2011年8月30日 星期二

做「巧」與做「拙」

《墨子》中記載了一則有趣的寓言,公輸子(即魯班),用竹木削得一鵲,能在天上飛上三日三夜而不落,公輸子自認手藝極致高超。然而,墨子對他說:「鵲還不如車轄(車軸的插梢),只用三吋木料就能承受五十石的重量(約六千斤),因此墨子認為對人有利才叫做巧,對人無用就叫做拙。」(《墨子‧魯問》)

在那個年頭,墨子選擇了人人用得上的「車轄」,而放棄了不需燃料可飛三天不落地的玩意,這或許是當時一種超前的想法,人們生活艱苦,甚麼都講求切合實用,符合現今的馬思洛需求。
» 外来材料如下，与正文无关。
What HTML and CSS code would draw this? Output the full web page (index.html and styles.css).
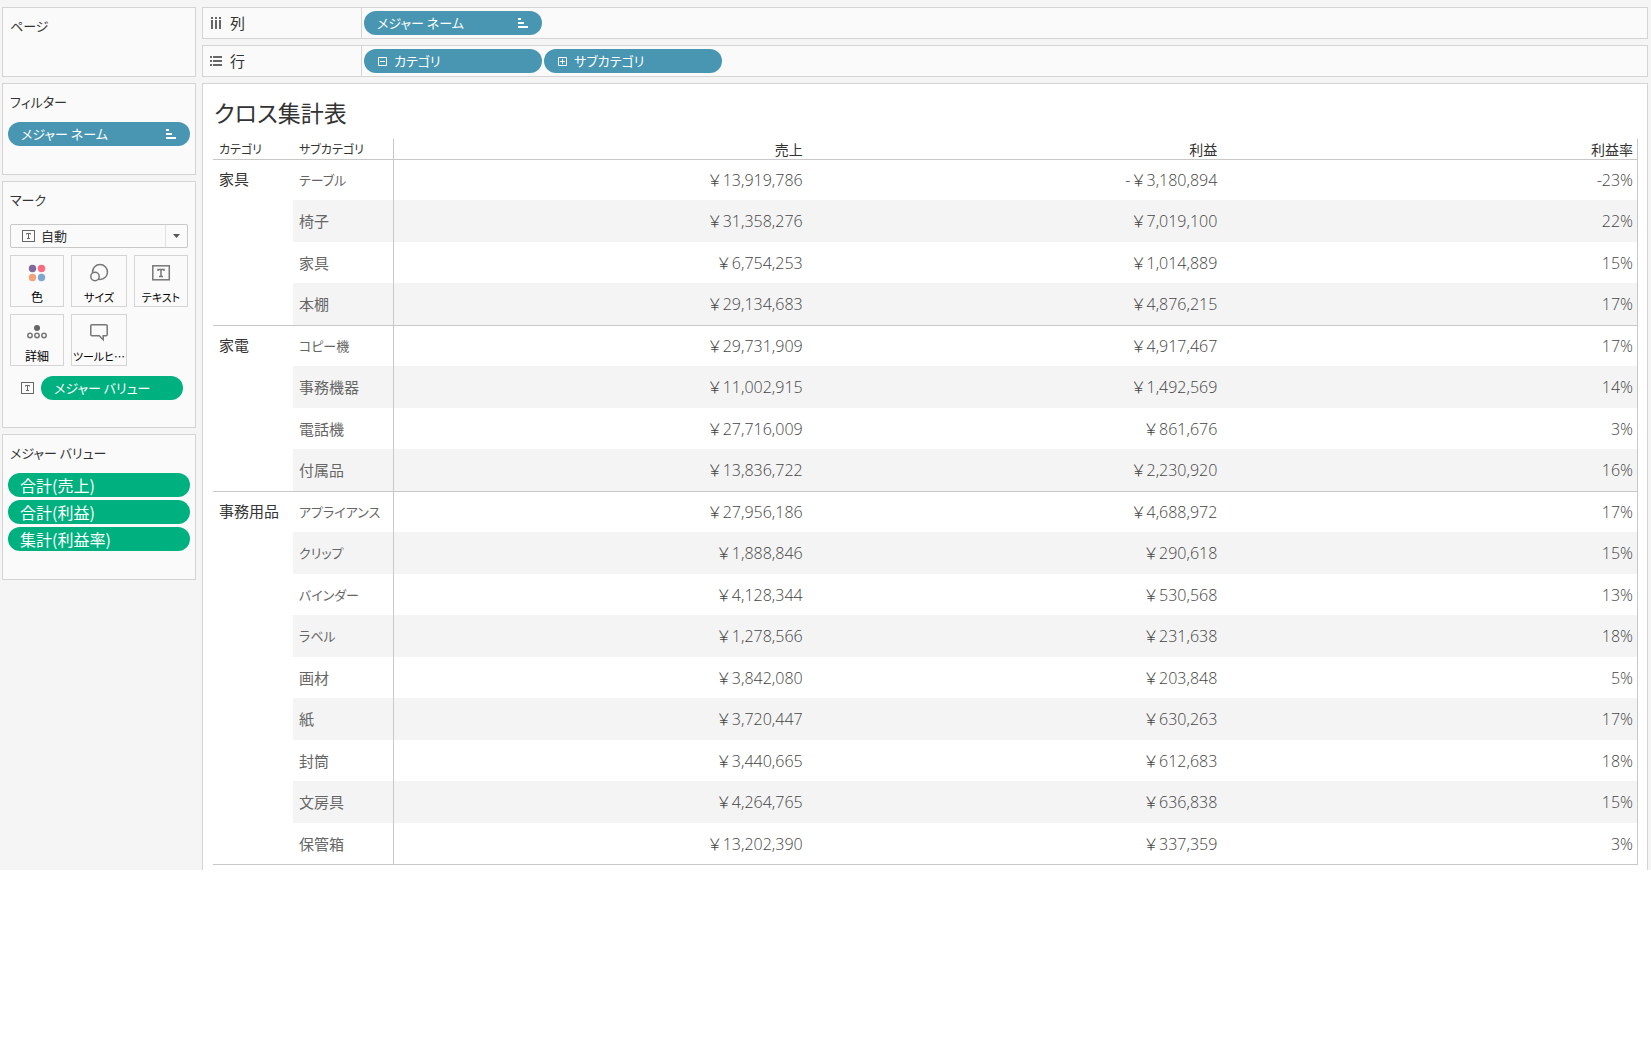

可是,如果同時能將「鵲」這玩意發揚光大,飛行這概念則會比達爾文早一千八百多年被發掘,甚至有更完滿的發展,那麼到底甚麼是對人類有利?甚麼才是巧事?

時至今天,我們會訕笑墨子的思考模式,事情對錯並非一個重點,缺乏的是我們對事物有趣面的思考;然而在數千年後的今日,我們何嘗不是重視科技及經濟,而忽略文史哲地的訓練,因為這些看似不管用的科目,對我們目前的生活毫無改善,偉哉發明還是留給別人吧,自家子女還是鼓吹讀個金融、財經、IT或會計,好讓日後出路更闊更廣。

今天上課,所幸是澳門人仍未絕望,前提應是揚棄「拙」、「巧」之別,而是重新以「生物法則」為思考原點,人生才是有意義!